Zolas Rolle im Prozess lässt ebenfalls die Rolle der deutschen Schriftsteller im Weltkrieg durchscheinen. Sein Handeln wird zum Vorbild des Intellektuellen, wie er sein soll: ein Kämpfer für Wahrheit, Vernunft, Frieden und Demokratie. „Intellektuelle“, so Heinrich Mann,
sind weder Liebhaber noch Handwerker des Geistes. Man wird es nicht, indem man gewisse Berufe inne hat. Man wird es noch weniger durch das lüsterne Betasten geistiger Erscheinungsformen, – und am wenigsten sind jene Tiefschwärzer gemeint, die gedankliche Stützen liefern für den Ungeist [...]. Der Intellektuelle erkennt Vergeistigung nur an, wo Versittlichung erreicht ward. Er wäre nicht, der er ist, wenn er Geist sagte, ohne Kampf für ihn zu meinen. [...] Ein Krieg kann notwendig und sittlich sein; aber er sei die Krönung eines langen Ringens nach Wahrheit.

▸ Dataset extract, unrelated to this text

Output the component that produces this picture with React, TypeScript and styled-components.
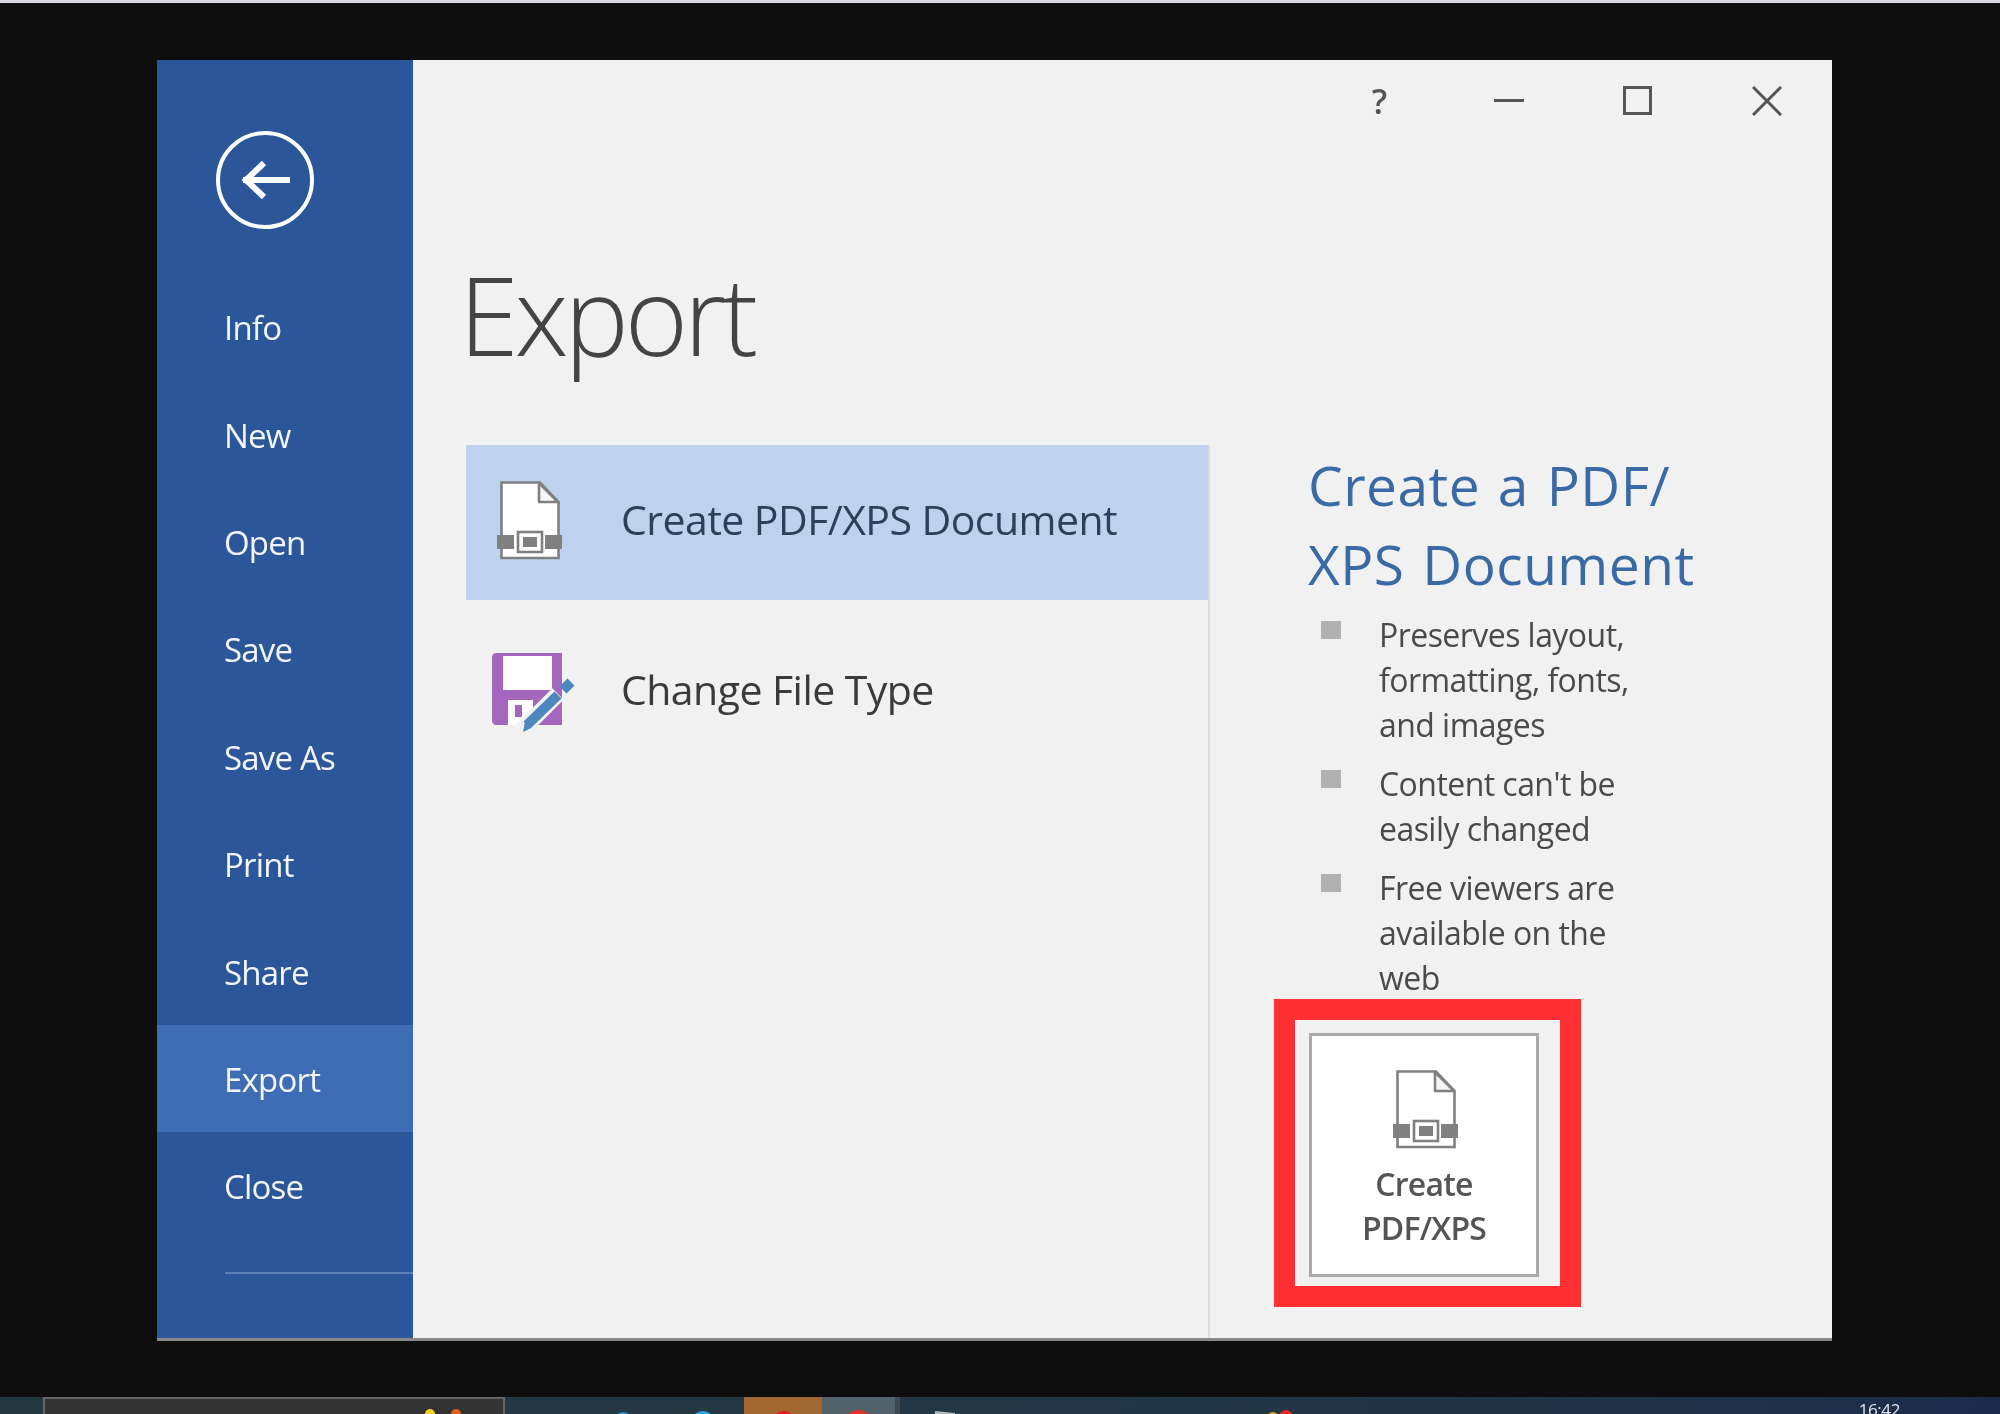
import React from 'react'
import styled, { createGlobalStyle } from 'styled-components'

const GlobalStyle = createGlobalStyle`
  html, body {
    margin: 0;
    padding: 0;
    background: #0e0e0e;
  }
  * {
    box-sizing: border-box;
  }
`

const Screen = styled.div`
  width: 2000px;
  height: 1414px;
  display: flex;
  flex-direction: column;
  overflow: hidden;
  font-family: "Open Sans", "Noto Sans", sans-serif;
  background: #0e0e0e;
  filter: blur(0.5px);
`

const TopEdge = styled.div`
  height: 3px;
  background: #d8d8e2;
`

const Stage = styled.div`
  flex: 1;
  padding: 57px 0 0 157px;
`

const Window = styled.div`
  width: 1675px;
  height: 1281px;
  display: flex;
  background: #f1f1f1;
  border-bottom: 3px solid #8a8a8a;
`

const Sidebar = styled.nav`
  width: 256px;
  flex-shrink: 0;
  display: flex;
  flex-direction: column;
  background: #2b579a;
  padding-top: 71px;
`

const BackButton = styled.div`
  width: 98px;
  height: 98px;
  margin-left: 59px;
  margin-bottom: 44px;
  color: #fff;
`

const MenuItem = styled.div<{ $active?: boolean }>`
  height: 107.4px;
  display: flex;
  align-items: center;
  padding: 2px 0 0 67px;
  font-size: 33px;
  letter-spacing: -0.8px;
  color: #f2f5fa;
  background: ${({ $active }) => ($active ? '#3e6db5' : 'transparent')};
`

const MenuRule = styled.div`
  height: 2px;
  margin: 32px 0 0 68px;
  background: #5b80b8;
`

const Main = styled.main`
  flex: 1;
  display: flex;
  flex-direction: column;
  min-width: 0;
`

const TitleBar = styled.div`
  height: 78px;
  display: flex;
  justify-content: flex-end;
  align-items: center;
  flex-shrink: 0;
  padding: 3px 1px 0 0;
`

const WinButton = styled.div`
  width: 129px;
  height: 60px;
  display: flex;
  justify-content: center;
  align-items: center;
  color: #555;
  font-size: 34px;
  font-weight: 600;
`

const PageTitle = styled.h1`
  margin: 0 0 0 46px;
  height: 307px;
  padding-top: 112px;
  font-size: 108px;
  line-height: 130px;
  font-weight: 300;
  letter-spacing: -4px;
  color: #444;
`

const Columns = styled.div`
  flex: 1;
  display: flex;
  min-height: 0;
`

const OptionList = styled.div`
  width: 797px;
  flex-shrink: 0;
  padding-left: 53px;
  border-right: 2px solid #dcdcdc;
`

const OptionRow = styled.div<{ $selected?: boolean }>`
  height: 155px;
  display: flex;
  align-items: center;
  background: ${({ $selected }) => ($selected ? '#bed2ee' : 'transparent')};
  margin-bottom: ${({ $selected }) => ($selected ? '15px' : '0')};
  color: ${({ $selected }) => ($selected ? '#2e3f58' : '#3a3a3a')};
  font-size: 41px;
  letter-spacing: -0.55px;
`

const OptionIcon = styled.div<{ $left: number; $up?: number }>`
  width: 155px;
  height: 100%;
  flex-shrink: 0;
  display: flex;
  justify-content: flex-start;
  align-items: center;
  padding-left: ${({ $left }) => $left}px;
  padding-bottom: ${({ $up }) => $up ?? 0}px;
`

const OptionLabel = styled.span`
  margin-bottom: 7px;
`

const Details = styled.div`
  flex: 1;
  display: flex;
  flex-direction: column;
  align-items: flex-start;
  padding: 0 0 0 97px;
`

const DetailsHeading = styled.h2`
  margin: 0 0 0 1px;
  font-size: 55px;
  line-height: 79px;
  font-weight: 400;
  letter-spacing: 0.5px;
  word-spacing: 3px;
  color: #3a6aa5;
`

const Bullets = styled.ul`
  list-style: none;
  margin: 9px 0 0 14px;
  padding: 0;
  display: flex;
  flex-direction: column;
  gap: 14px;
`

const Bullet = styled.li`
  display: flex;
  width: 340px;
  font-size: 32px;
  line-height: 45px;
  color: #4a4a4a;
  letter-spacing: -0.55px;

  &::before {
    content: '';
    width: 20px;
    height: 18px;
    margin-top: 9px;
    margin-right: 38px;
    flex-shrink: 0;
    background: #b1b1b1;
  }
`

const Highlight = styled.div`
  margin: -1px 0 0 -33px;
  width: 307px;
  height: 308px;
  padding: 13px 0 0 14px;
  border: 21px solid #ff3033;
  flex-shrink: 0;
`

const ExportButton = styled.div`
  width: 230px;
  height: 244px;
  display: flex;
  flex-direction: column;
  align-items: center;
  padding-top: 33px;
  background: #fff;
  border: 3px solid #aaa;
  color: #555;
`

const ButtonIcon = styled.div`
  height: 80px;
  margin-left: 3px;
`

const ButtonLabel = styled.div`
  font-size: 32px;
  line-height: 44px;
  font-weight: 600;
  text-align: center;
  letter-spacing: -0.8px;
  margin-top: 13px;
  white-space: nowrap;
`

const Taskbar = styled.footer`
  height: 17px;
  flex-shrink: 0;
  display: flex;
  align-items: flex-start;
  overflow: hidden;
  background: linear-gradient(90deg, #24383f 0%, #233844 55%, #1f3149 88%, #1c2b4d 100%);
`

const SearchBox = styled.div`
  width: 462px;
  height: 17px;
  margin-left: 43px;
  padding-left: 380px;
  display: flex;
  gap: 16px;
  background: #333;
  border: 2px solid #666;
  border-bottom: none;
  flex-shrink: 0;
`

const TaskSlot = styled.div<{ $w: number; $bg?: string }>`
  width: ${({ $w }) => $w}px;
  height: 17px;
  flex-shrink: 0;
  background: ${({ $bg }) => $bg ?? 'transparent'};
  display: flex;
  justify-content: center;
`

const TaskDot = styled.span<{ $color: string; $size: number; $top: number }>`
  width: ${({ $size }) => $size}px;
  height: ${({ $size }) => $size}px;
  margin-top: ${({ $top }) => $top}px;
  border-radius: 50%;
  background: ${({ $color }) => $color};
  flex-shrink: 0;
`

const Clock = styled.div`
  margin-left: auto;
  margin-right: 100px;
  font-size: 17px;
  line-height: 20px;
  margin-top: 3px;
  color: #e4e8ee;
  letter-spacing: -0.4px;
`

// the pdf page with its grey clasp, used in the list and on the button
function PdfIcon() {
  return (
    <svg width="66" height="80" viewBox="0 0 66 80" fill="none">
      <path d="M4.5 2.5H43L61.5 22V78H4.5Z" fill="#fff" />
      <path d="M4.5 55V2.5H43L61.5 22V55M4.5 69V78H61.5V69" stroke="#808080" strokeWidth="2.6" />
      <path d="M42 3V22H61Z" fill="#f4f4f4" stroke="#808080" strokeWidth="2.6" strokeLinejoin="round" />
      <rect x="0" y="55" width="17" height="14" fill="#808080" />
      <rect x="48" y="55" width="17" height="14" fill="#808080" />
      <rect x="21" y="52" width="24" height="20" fill="#fff" stroke="#808080" strokeWidth="2.6" />
      <rect x="26" y="57" width="14" height="10" fill="#808080" />
    </svg>
  )
}

function SaveAsIcon() {
  return (
    <svg width="84" height="84" viewBox="0 0 84 84" fill="none">
      <path d="M4 2H70V74H4C2 74 0 72 0 70V6C0 4 2 2 4 2Z" fill="#a566bd" />
      <rect x="11" y="5" width="49" height="34" fill="#fff" />
      <rect x="16" y="49" width="25" height="25" fill="#fff" />
      <rect x="23" y="54" width="7" height="12" fill="#a566bd" />
      <path d="M30 79L66 43" stroke="#f1f1f1" strokeWidth="16" />
      <path d="M35 74L66 44" stroke="#4d87bd" strokeWidth="10" />
      <path d="M71 39L79 31" stroke="#4d87bd" strokeWidth="10" />
      <path d="M31 81L33 71L39 77Z" fill="#4d87bd" />
    </svg>
  )
}

const menu = ['Info', 'New', 'Open', 'Save', 'Save As', 'Print', 'Share', 'Export', 'Close']

const bullets = [
  'Preserves layout, formatting, fonts, and images',
  "Content can't be easily changed",
  'Free viewers are available on the web',
]

export default function App() {
  return (
    <>
      <GlobalStyle />
      <Screen>
        <TopEdge />
        <Stage>
          <Window>
            <Sidebar>
              <BackButton>
                <svg width="98" height="98" viewBox="0 0 98 98" fill="none" stroke="currentColor">
                  <circle cx="49" cy="49" r="47" strokeWidth="4" />
                  <path d="M27 49H74" strokeWidth="6" />
                  <path d="M48 32L30 49L48 66" strokeWidth="6" />
                </svg>
              </BackButton>
              {menu.map((item) => (
                <MenuItem key={item} $active={item === 'Export'}>
                  {item}
                </MenuItem>
              ))}
              <MenuRule />
            </Sidebar>
            <Main>
              <TitleBar>
                <WinButton>?</WinButton>
                <WinButton>
                  <svg width="30" height="4" viewBox="0 0 30 4">
                    <rect width="30" height="3" fill="#555" />
                  </svg>
                </WinButton>
                <WinButton>
                  <svg width="29" height="29" viewBox="0 0 29 29" fill="none" stroke="#555" strokeWidth="3">
                    <rect x="1.5" y="1.5" width="26" height="26" />
                  </svg>
                </WinButton>
                <WinButton>
                  <svg width="30" height="30" viewBox="0 0 30 30" fill="none" stroke="#555" strokeWidth="3">
                    <path d="M1 1L29 29M29 1L1 29" />
                  </svg>
                </WinButton>
              </TitleBar>
              <PageTitle>Export</PageTitle>
              <Columns>
                <OptionList>
                  <OptionRow $selected>
                    <OptionIcon $left={31} $up={5}>
                      <PdfIcon />
                    </OptionIcon>
                    <OptionLabel>Create PDF/XPS Document</OptionLabel>
                  </OptionRow>
                  <OptionRow>
                    <OptionIcon $left={26}>
                      <SaveAsIcon />
                    </OptionIcon>
                    <OptionLabel>Change File Type</OptionLabel>
                  </OptionRow>
                </OptionList>
                <Details>
                  <DetailsHeading>
                    Create a PDF/
                    <br />
                    XPS Document
                  </DetailsHeading>
                  <Bullets>
                    {bullets.map((text) => (
                      <Bullet key={text}>
                        <span>{text}</span>
                      </Bullet>
                    ))}
                  </Bullets>
                  <Highlight>
                    <ExportButton>
                      <ButtonIcon>
                        <PdfIcon />
                      </ButtonIcon>
                      <ButtonLabel>
                        Create
                        <br />
                        PDF/XPS
                      </ButtonLabel>
                    </ExportButton>
                  </Highlight>
                </Details>
              </Columns>
            </Main>
          </Window>
        </Stage>
        <Taskbar>
          <SearchBox>
            <TaskDot $color="#f4d21f" $size={10} $top={10} />
            <TaskDot $color="#e8601c" $size={10} $top={10} />
          </SearchBox>
          <TaskSlot $w={80} />
          <TaskSlot $w={76}>
            <TaskDot $color="#2f8ed0" $size={18} $top={15} />
          </TaskSlot>
          <TaskSlot $w={83}>
            <TaskDot $color="#26a7e0" $size={24} $top={14} />
          </TaskSlot>
          <TaskSlot $w={78} $bg="#a26732">
            <TaskDot $color="#e81c24" $size={23} $top={14} />
          </TaskSlot>
          <TaskSlot $w={73} $bg="#52626b">
            <TaskDot $color="#e4332c" $size={29} $top={13} />
          </TaskSlot>
          <TaskSlot $w={5} $bg="#3c4a52" />
          <TaskSlot $w={90}>
            <svg width="22" height="17" viewBox="0 0 22 17">
              <path d="M1 14L21 16V17H1Z" fill="#b5b8b8" />
            </svg>
          </TaskSlot>
          <TaskSlot $w={270} />
          <TaskSlot $w={40}>
            <TaskDot $color="#d9a92b" $size={12} $top={15} />
            <TaskDot $color="#e02a2a" $size={14} $top={13} />
          </TaskSlot>
          <Clock>16:42</Clock>
        </Taskbar>
      </Screen>
    </>
  )
}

(zit. n. Schröter, Klaus [Hg.] [20002]: Thomas Mann im Urteil seiner Zeit, S. 69)
Gerade aber die Betonung der „Versittlichung“ bei gleichzeitiger Denunzierung deutscher Defizite („Tiefschwärzer“) ruft den Widerspruch des Bruders Thomas Mann in seinen Betrachtungen eines Unpolitischen (1918) hervor. Dass sich dieser im Zola-Essay persönlich angesprochen fühlt, belegt bereits der zweite Satz des Essays: „Sache derer, die früh vertrocknen sollen, ist es, schon zu Anfang ihrer zwanzig Jahre bewußt und weltgerecht hinzutreten“. In den Betrachtungen eines Unpolitischen führt Thomas Mann das „schmucke Sätzchen“ als Beispiel „radikaler Polemik“ an: „Es ist ja ein kleiner Guß Schwefelsäure, en passant dem Nächsten ins Angesicht.“ Heinrich Mann lässt daraufhin den zweiten Satz im späteren Wiederabdruck des Zola im Sammelband Geist und Tat (1931) weg.
Thomas Mann bekommt den Zola zwar erst Mitte Januar 1916 zu Gesicht, er fasst aber den Essay sogleich als vernichtenden Angriff auf seine ganze Existenz auf. Kein Wunder – hat er doch schon in seinen hochpolitischen Gedanken im Kriege den Einwurf Heinrichs ausgelöst. Der nachfolgende Aufsatz Friedrich und die große Koalition, der vom „nihilistischen Fanatismus der Leistung“ spricht, verstärkt die angespannte Situation noch. Zola, von Heinrich Mann aus betrachtet, wird so zum polemischen Gegenbild des deutschen Künstlers und damit auch der allgemeine Große Krieg zum privaten Krieg der verfeindeten Brüder: „nicht nur Frankreich steht gegen Deutschland, sondern Heinrich gegen Thomas, der Zivilisationsliterat gegen den Künstler, der Demokrat gegen den Monarchisten, der aktivistische Neopathetiker gegen den demütig aufnehmenden Pathoskritiker, der expressionistische Satiriker gegen den impressionistischen Ironiker, der Politiker gegen den Unpolitischen.“
Erst Anfang 1922, bedingt durch eine lebensbedrohliche Krankheit Heinrichs, kommt es zur Versöhnung.
(Kurzke, Hermann [19973]: Thomas Mann, S. 142-147)
(Schröter, Klaus [Hg.] [20002]: Thomas Mann im Urteil seiner Zeit, S. 487f.)